Tierra quemada

Cuando en el otoño de 1944 las tropas aliadas avanzaban por los países ocupados y después por el propio territorio alemán, desde el cuartel general del Führer se emitieron instrucciones para que la retirada del ejército fuera acompañada por la destrucción completa de todo lo que pudiera servir, no sólo para el avance de los ejércitos aliados, sino para la propia reconstrucción de las zonas liberadas.
Por ese motivo se inició el derribo de puentes, de tendidos eléctricos y de postes telefónicos; la inutilización de líneas férreas, de aeródromos o de vías de comunicación; la destrucción de instalaciones industriales y de centrales de agua, gas y electricidad; la inundación de minas y pozos de extracción; e incluso la quema de los registros públicos y archivos administrativos. El objetivo era dificultar la recuperación, el desarrollo y la futura gestión y gobierno de esos territorios y de la propia Alemania. En definitiva, aplicar lo que se conoce con la metáfora de tierra quemada.
Ahora que se respira en Occidente un aire de cambio y que se tiene una sensación de fin de ciclo, en nuestro país está férreamente anclado un líder y su establishment que no van a reconocer que su tiempo ha pasado y que se soldarán al poder de forma que sea imposible despegarlos sin descarnarnos. Ya son muchos, y no sólo los más agoreros, los que piensan que el sanchismo va a ser como una especie de plaga bíblica que dejará a nuestro país en una paupérrima situación de la que costará mucho salir… ¡Si es que se sale!
En términos políticos, España será una democracia débil y vulnerable que ha perdido todas las referencias institucionales: organismos como la Fiscalía General, la Abogacía del Estado, los cuerpos de letrados y los consejos consultivos habrán quedado inservibles para el ejercicio equilibrado y profesional de sus funciones legales; el Tribunal Constitucional se habrá convertido en el ariete contra algunos de los valores constitucionales, como la igualdad, el principio de legalidad o la integridad territorial, y como arma para desactivar la independencia del Poder Judicial y su autonomía jurisdiccional; el Parlamento habrá sido rebajado a la categoría de destino optativo que ya no habrá que visitar obligatoriamente para que ejerza sus funciones de control o incluso su iniciativa legislativa; la corrupción habrá sido habilitada por vía de su generalización, y habrá desaparecido de facto el concepto de responsabilidad política por la impunidad o la falta de su exigencia a quien la ha permitido o alentado; se habrán traspasado todas las líneas rojas que impone la ética política, y no sólo por haber blanqueado el terrorismo etarra y el golpismo independentista, sino por haber avalado el uso de la mentira, la prepotencia y el chantaje, como instrumentos aceptables en la actividad pública.
Pero, además, el sanchismo se ha encontrado como pez en el agua en el escenario de la cultura e ideología woke que tanto ha contribuido a desnaturalizar los ámbitos de libertad e igualdad de las democracias liberales.

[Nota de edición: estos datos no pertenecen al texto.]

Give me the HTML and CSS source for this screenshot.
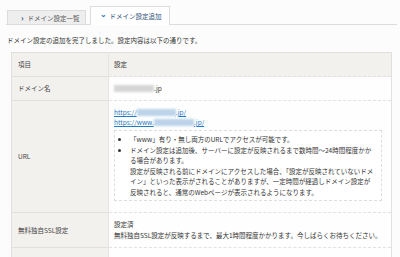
FILE: index.html
```html
<!DOCTYPE html>
<html lang="ja">
<head>
    <meta charset="UTF-8">
    <title>ドメイン設定追加</title>
    <link rel="stylesheet" href="styles.css">
</head>
<body>
    <div class="page">
        <!-- タブ -->
        <ul class="tabs">
            <li class="tab"><span class="chev">&#8250;</span>ドメイン設定一覧</li>
            <li class="tab active"><span class="chev down">&#8964;</span>ドメイン設定追加</li>
        </ul>

        <p class="message">ドメイン設定の追加を完了しました。設定内容は以下の通りです。</p>

        <table class="result">
            <tr class="head">
                <th>項目</th>
                <td>設定</td>
            </tr>
            <tr>
                <th>ドメイン名</th>
                <td><span class="blur grey w40"></span>.jp</td>
            </tr>
            <tr>
                <th>URL</th>
                <td>
                    <div class="links">
                        <a href="#">https://<span class="blur blue w39"></span>.jp/</a><br>
                        <a href="#">https://www.<span class="blur blue w40"></span>.jp/</a>
                    </div>
                    <div class="note">
                        <ul>
                            <li>「www」有り・無し両方のURLでアクセスが可能です。</li>
                            <li>ドメイン設定は追加後、サーバーに設定が反映されるまで数時間～24時間程度かかる場合があります。<br>設定が反映される前にドメインにアクセスした場合、「設定が反映されていないドメイン」といった表示がされることがありますが、一定時間が経過しドメイン設定が反映されると、通常のWebページが表示されるようになります。</li>
                        </ul>
                    </div>
                </td>
            </tr>
            <tr>
                <th>無料独自SSL設定</th>
                <td>設定済<br>無料独自SSL設定が反映するまで、最大1時間程度かかります。今しばらくお待ちください。</td>
            </tr>
            <tr>
                <th>&nbsp;</th>
                <td>&nbsp;</td>
            </tr>
        </table>
    </div>
</body>
</html>
```

FILE: styles.css
```css
body {
    margin: 0;
    background-color: #fbfcfb;
    font-family: "Noto Sans CJK JP", "Noto Sans", sans-serif;
    font-size: 6.5px;
    color: #444;
}

.page {
    padding: 6px 3px 0 6px;
}

.tabs {
    display: flex;
    align-items: flex-end;
    gap: 4px;
    list-style: none;
    margin: 0;
    padding: 0 0 0 1px;
    border-bottom: 1px solid #dcdcdc;
    height: 18px;
}

.tab {
    display: flex;
    align-items: center;
    height: 13px;
    padding: 0 5px 0 13px;
    background-color: #eeeeee;
    border: 1px solid #dcdcdc;
    border-bottom: none;
    color: #555;
}

.tab.active {
    height: 18px;
    padding: 0 7px 0 9px;
    background-color: #fff;
    color: #2e4f78;
    margin-bottom: -1px;
}

.chev {
    font-weight: bold;
    color: #2e4f78;
    margin-right: 4px;
    font-size: 8px;
    line-height: 1;
}

.chev.down {
    color: #3a7bc8;
    font-size: 8px;
    margin-right: 3px;
    position: relative;
    top: -2px;
}

.message {
    margin: 10px 0 0 1px;
    line-height: 11px;
    color: #333;
}

.result {
    margin: 6px 0 0 5px;
    width: 381px;
    border-collapse: collapse;
    border: 1px solid #e2e0dc;
}

.result th,
.result td {
    text-align: left;
    vertical-align: middle;
    line-height: 11px;
    font-weight: normal;
}

.result th {
    width: 84px;
    padding: 6px 6px;
    background-color: #f3f1ee;
    border-top: 1px solid #e2e0dc;
    border-right: 1px solid #e6e4e0;
    color: #444;
}

.result td {
    padding: 6px 5px;
    background-color: #fdfefd;
    border-top: 1px dashed #e2e2e2;
    color: #333;
}

.result tr.head td {
    background-color: #f3f1ee;
    border-top: 1px solid #e2e0dc;
}

.blur {
    display: inline-block;
    height: 7px;
    vertical-align: -1px;
    filter: blur(1px);
}

.blur.grey {
    background-color: #d6d6d6;
}

.blur.blue {
    background-color: #bcd3ea;
}

.w39 {
    width: 39px;
}

.w40 {
    width: 40px;
}

.links {
    line-height: 10px;
}

.links a {
    color: #2478c8;
}

.note {
    margin: 3px 4px 5px 0;
    padding: 3px 6px 3px 4px;
    background-color: #fff;
    border: 1px dashed #dddddd;
}

.note ul {
    margin: 0;
    padding: 0 0 0 11px;
}

.note li {
    line-height: 10.5px;
}
```
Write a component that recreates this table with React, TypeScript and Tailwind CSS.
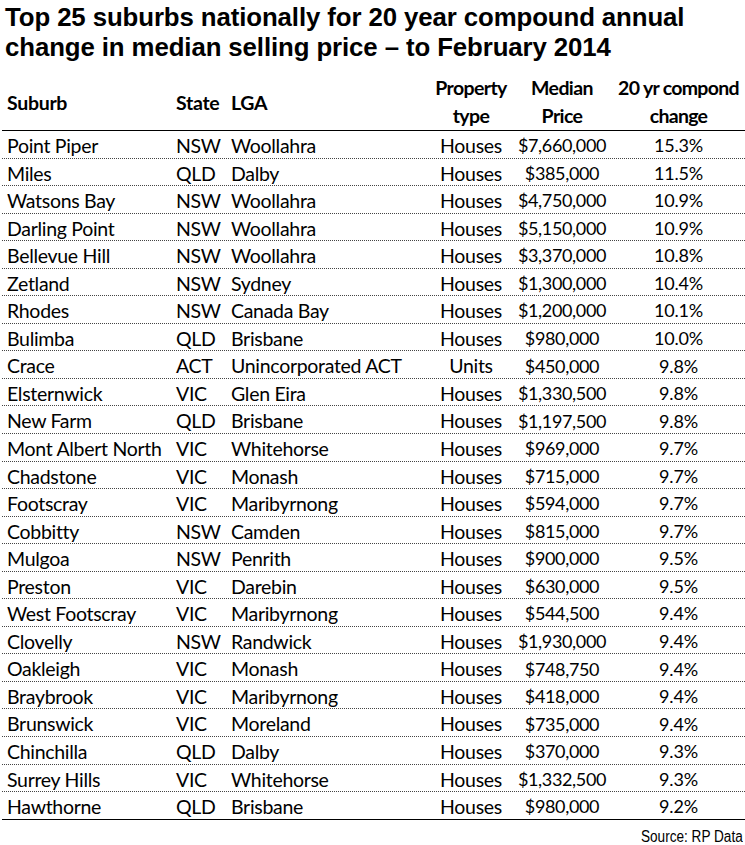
import React from "react";

const rows: [string, string, string, string, string, string][] = [
  ["Point Piper", "NSW", "Woollahra", "Houses", "$7,660,000", "15.3%"],
  ["Miles", "QLD", "Dalby", "Houses", "$385,000", "11.5%"],
  ["Watsons Bay", "NSW", "Woollahra", "Houses", "$4,750,000", "10.9%"],
  ["Darling Point", "NSW", "Woollahra", "Houses", "$5,150,000", "10.9%"],
  ["Bellevue Hill", "NSW", "Woollahra", "Houses", "$3,370,000", "10.8%"],
  ["Zetland", "NSW", "Sydney", "Houses", "$1,300,000", "10.4%"],
  ["Rhodes", "NSW", "Canada Bay", "Houses", "$1,200,000", "10.1%"],
  ["Bulimba", "QLD", "Brisbane", "Houses", "$980,000", "10.0%"],
  ["Crace", "ACT", "Unincorporated ACT", "Units", "$450,000", "9.8%"],
  ["Elsternwick", "VIC", "Glen Eira", "Houses", "$1,330,500", "9.8%"],
  ["New Farm", "QLD", "Brisbane", "Houses", "$1,197,500", "9.8%"],
  ["Mont Albert North", "VIC", "Whitehorse", "Houses", "$969,000", "9.7%"],
  ["Chadstone", "VIC", "Monash", "Houses", "$715,000", "9.7%"],
  ["Footscray", "VIC", "Maribyrnong", "Houses", "$594,000", "9.7%"],
  ["Cobbitty", "NSW", "Camden", "Houses", "$815,000", "9.7%"],
  ["Mulgoa", "NSW", "Penrith", "Houses", "$900,000", "9.5%"],
  ["Preston", "VIC", "Darebin", "Houses", "$630,000", "9.5%"],
  ["West Footscray", "VIC", "Maribyrnong", "Houses", "$544,500", "9.4%"],
  ["Clovelly", "NSW", "Randwick", "Houses", "$1,930,000", "9.4%"],
  ["Oakleigh", "VIC", "Monash", "Houses", "$748,750", "9.4%"],
  ["Braybrook", "VIC", "Maribyrnong", "Houses", "$418,000", "9.4%"],
  ["Brunswick", "VIC", "Moreland", "Houses", "$735,000", "9.4%"],
  ["Chinchilla", "QLD", "Dalby", "Houses", "$370,000", "9.3%"],
  ["Surrey Hills", "VIC", "Whitehorse", "Houses", "$1,332,500", "9.3%"],
  ["Hawthorne", "QLD", "Brisbane", "Houses", "$980,000", "9.2%"],
];

const grid = "grid grid-cols-[168px_56px_204px_82px_100px_133px]";

export default function App() {
  return (
    <div className="w-[745px] h-[845px] bg-white text-black overflow-hidden">
      <h1 className="pl-[5px] pt-[2px] font-['Liberation_Sans',Arial,sans-serif] font-bold text-[25.8px] leading-[30px] tracking-[-0.1px]">
        Top 25 suburbs nationally for 20 year compound annual
        <br />
        change in median selling price – to February 2014
      </h1>
      <div className="ml-[2px] mt-[12px] w-[743px] font-['Lato','Open_Sans',sans-serif] text-[19.5px] tracking-[-0.3px]">
        <div className={`${grid} h-[57px] border-b-[1.5px] border-black font-bold leading-[28px]`}>
          <div className="pl-[5px] self-center pt-[2px]">Suburb</div>
          <div className="pl-[6px] self-center pt-[2px]">State</div>
          <div className="pl-[5px] self-center pt-[2px]">LGA</div>
          <div className="text-center whitespace-nowrap tracking-[-0.6px]">Property<br />type</div>
          <div className="text-center whitespace-nowrap tracking-[-0.6px]">Median<br />Price</div>
          <div className="text-center whitespace-nowrap tracking-[-0.7px]">20 yr compond<br />change</div>
        </div>
        {rows.map((r, i) => (
          <div
            key={i}
            className={`${grid} h-[27.56px] items-center whitespace-nowrap ${
              i === rows.length - 1 ? "border-b-[1.5px] border-solid border-black" : "border-b border-dotted border-[#444]"
            }`}
          >
            <div className="pl-[5px]">{r[0]}</div>
            <div className="pl-[6px]">{r[1]}</div>
            <div className="pl-[5px]">{r[2]}</div>
            <div className="text-center">{r[3]}</div>
            <div className="text-center text-[18px] tracking-[-0.35px]">{r[4]}</div>
            <div className="text-center text-[18px] tracking-[-0.2px]">{r[5]}</div>
          </div>
        ))}
      </div>
      <div className="mt-[4px] pr-[2px] text-right">
        <span className="inline-block origin-right scale-x-[0.85] font-['Liberation_Sans',Arial,sans-serif] text-[16px]">
          Source: RP Data
        </span>
      </div>
    </div>
  );
}
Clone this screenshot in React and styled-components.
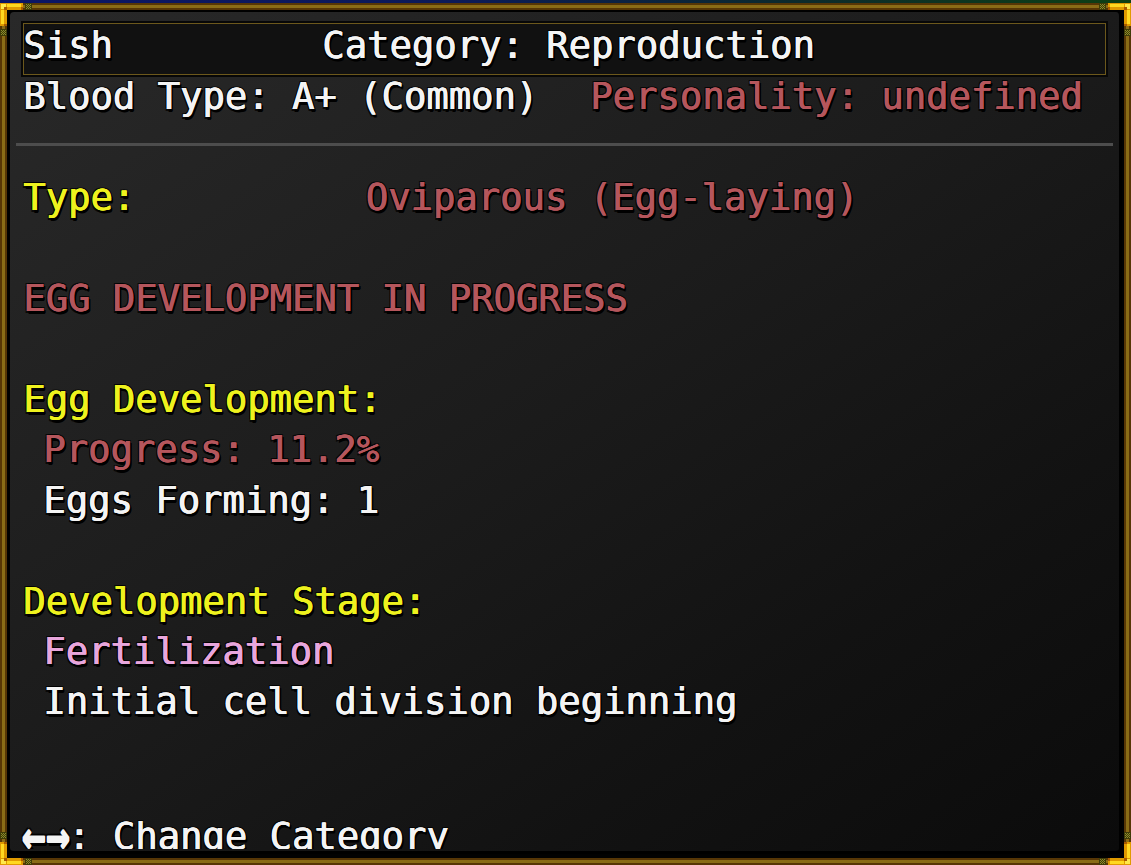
import React from 'react';
import styled, { createGlobalStyle } from 'styled-components';

const Global = createGlobalStyle`
  html, body { margin: 0; padding: 0; background: #000; }
  body { width: 1131px; height: 865px; overflow: hidden; }
`;

const LINE = 50.46;

const Screen = styled.div`
  position: relative;
  width: 1131px;
  height: 865px;
  box-sizing: border-box;
  padding-top: 3px;
  background:
    linear-gradient(90deg, #0a1566 0%, #0b1a58 40%, #0c2a2c 70%, #0e4014 100%) 0 0 / 100% 3px no-repeat,
    #000;
`;

const Frame = styled.div`
  height: 862px;
  box-sizing: border-box;
  border: 2px solid #573605;
  box-shadow: inset 0 0 0 3px #8a6c16, inset 0 0 0 5px #573605;
  background: #020202;
  padding: 5px 7px 9px 6px;
  display: flex;
`;

const Panel = styled.div`
  flex: 1;
  display: flex;
  flex-direction: column;
  border-style: solid;
  border-color: #000;
  border-width: 2px 3px 3px 2px;
  border-radius: 6px;
  background: linear-gradient(145deg, #292929 0%, #1c1c1c 45%, #121212 75%, #0b0b0b 100%);
  padding: 9px 11px 2px 11px;
  overflow: hidden;
  font-family: "DejaVu Sans Mono", "Liberation Mono", monospace;
  font-weight: 400;
  font-size: 37.2px;
  color: #f4f4f4;
  white-space: pre;
  text-shadow: 0.8px 0 0, 0.4px 0.4px 0, 2.5px 2px 0 #000, 2px 2.5px 0 #000, -1px -1px 0 rgba(0,0,0,0.75), 1.5px -1px 0 rgba(0,0,0,0.75), -1px 1.5px 0 rgba(0,0,0,0.75);
`;

const Header = styled.div`
  flex-shrink: 0;
  height: 56px;
  box-sizing: border-box;
  border: 2px solid #070707;
  box-shadow: inset 0 0 0 1px #6c581c;
  background: #111;
  display: flex;
  align-items: flex-start;
  line-height: 43px;
  padding-top: 1px;
`;

const NameCell = styled.span`
  width: 299px;
  flex-shrink: 0;
`;

const Row = styled.div`
  flex-shrink: 0;
  height: ${LINE}px;
  line-height: 38px;
  display: flex;
  gap: ${p => p.$gap || 0}px;
  padding-left: ${p => (p.$indent ? '22px' : '2px')};
`;

const LabelCell = styled.span`
  width: ${p => p.$width}px;
  flex-shrink: 0;
`;

const Txt = styled.span`
  color: ${p =>
    p.$tone === 'yellow' ? '#eef21e' :
    p.$tone === 'red' ? '#b5565c' :
    p.$tone === 'pink' ? '#e8a6dc' : '#f4f4f4'};
`;

const DividerRow = styled.div`
  flex-shrink: 0;
  height: ${LINE}px;
  box-sizing: border-box;
  padding-top: 15.5px;
`;

const Rule = styled.div`
  height: 3px;
  margin: 0 -5px;
  background: #4d4d4d;
`;

const Footer = styled.div`
  flex-shrink: 0;
  margin-top: auto;
  height: 32px;
  line-height: 38px;
  padding-left: 2px;
  overflow: hidden;
`;

const Arrows = styled.span`
  display: inline-block;
  font-weight: 700;
  transform: scale(1.08, 1.5);
  transform-origin: 50% 58%;
`;

const OrnamentBox = styled.svg`
  position: absolute;
  width: 36px;
  height: 36px;
  ${p => (p.$c.includes('t') ? 'top: 3px;' : 'bottom: 0;')}
  ${p => (p.$c.includes('l') ? 'left: 0;' : 'right: 0;')}
  transform: scale(${p => (p.$c.includes('r') ? -1 : 1)}, ${p => (p.$c.includes('b') ? -1 : 1)});
`;

const knobDots = [
  [1, 1], [3, 1], [5, 1], [2, 2], [4, 2], [1, 3], [3, 3], [5, 3], [2, 4], [4, 4], [1, 5], [3, 5], [5, 5],
];

function Knob({ x, y }) {
  return (
    <g>
      <rect x={x} y={y} width="7" height="7" fill="#3f3c08" />
      {knobDots.map(([dx, dy]) => (
        <rect key={`${dx}-${dy}`} x={x + dx} y={y + dy} width="1" height="1" fill="#8d8b2b" />
      ))}
    </g>
  );
}

function Ornament({ corner }) {
  return (
    <OrnamentBox $c={corner} viewBox="0 0 36 36" shapeRendering="crispEdges">
      <rect x="0" y="0" width="23" height="7" fill="#e09a00" />
      <rect x="0" y="0" width="7" height="23" fill="#e09a00" />
      <rect x="7" y="1" width="14" height="3" fill="#ffd820" />
      <rect x="1" y="7" width="3" height="14" fill="#ffd820" />
      <rect x="1" y="1" width="5" height="5" fill="#ffe84a" />
      <rect x="4" y="4" width="3" height="3" fill="#a85a00" />
      <rect x="21" y="4" width="2" height="3" fill="#a85a00" />
      <rect x="4" y="21" width="3" height="2" fill="#a85a00" />
      <Knob x={25} y={0} />
      <Knob x={0} y={26} />
    </OrnamentBox>
  );
}

export default function App() {
  return (
    <>
      <Global />
      <Screen>
        <Frame>
          <Panel>
            <Header>
              <NameCell>Sish</NameCell>
              <span>Category: Reproduction</span>
            </Header>
            <Row $gap={52}>
              <span>Blood Type: A+ (Common)</span>
              <Txt $tone="red">Personality: undefined</Txt>
            </Row>
            <DividerRow>
              <Rule />
            </DividerRow>
            <Row>
              <LabelCell $width={342.5}><Txt $tone="yellow">Type:</Txt></LabelCell>
              <Txt $tone="red">Oviparous (Egg-laying)</Txt>
            </Row>
            <Row />
            <Row><Txt $tone="red">EGG DEVELOPMENT IN PROGRESS</Txt></Row>
            <Row />
            <Row><Txt $tone="yellow">Egg Development:</Txt></Row>
            <Row $indent><Txt $tone="red">Progress: 11.2%</Txt></Row>
            <Row $indent><span>Eggs Forming: 1</span></Row>
            <Row />
            <Row><Txt $tone="yellow">Development Stage:</Txt></Row>
            <Row $indent><Txt $tone="pink">Fertilization</Txt></Row>
            <Row $indent><span>Initial cell division beginning</span></Row>
            <Footer><Arrows>←→</Arrows>: Change Category</Footer>
          </Panel>
        </Frame>
        <Ornament corner="tl" />
        <Ornament corner="tr" />
        <Ornament corner="bl" />
        <Ornament corner="br" />
      </Screen>
    </>
  );
}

Será, por tanto, un escenario muy deprimente en el que habrá que intentar recuperar política e institucionalmente una democracia efectiva.
En los referidos estertores del nazismo, el arquitecto y ministro de Armamento del Reich, Albert Speer, que pronto supo que la guerra estaba perdida, utilizó su capacidad de influencia sobre Hitler para intentar evitar la estrategia de tierra quemada. Aprovechando sibilinamente la demente convicción del Führer de que se podrían recuperar rápidamente los territorios perdidos, Speer le hacía entender la conveniencia de mantener intactas industrias, instalaciones o vías de comunicación que después serían muy necesarias.
De igual modo, aquí sería muy conveniente que desde algún lugar inédito del sanchismo alguien hiciera ese papel de pepito grillo. Alguien que susurre en las zahurdas del Partido Socialista que un deterioro irreversible no es, a medio plazo, bueno para nadie, que es necesario que las instituciones permanezcan para que lo haga el sistema democrático, y que pueden ser ellos los que en un tiempo echen de menos, para vigilar o controlar a otros, los instrumentos y las instituciones que ahora están dejando inutilizados.
Por supuesto que con el presidente del Gobierno no se puede contar; a Sánchez es imposible convencerle de nada con el argumento de que puede ser bueno para alguien distinto de él mismo. Él aguantará en su búnker, ignorando la carbonización de la democracia española. Ojalá sirva su terquedad para ejemplificar lo que nunca debe ser un político: porque alguien que hace esa idolatría patológica de la auto-resiliencia debiera ser descalificado para la asunción de responsabilidades públicas en un régimen democrático.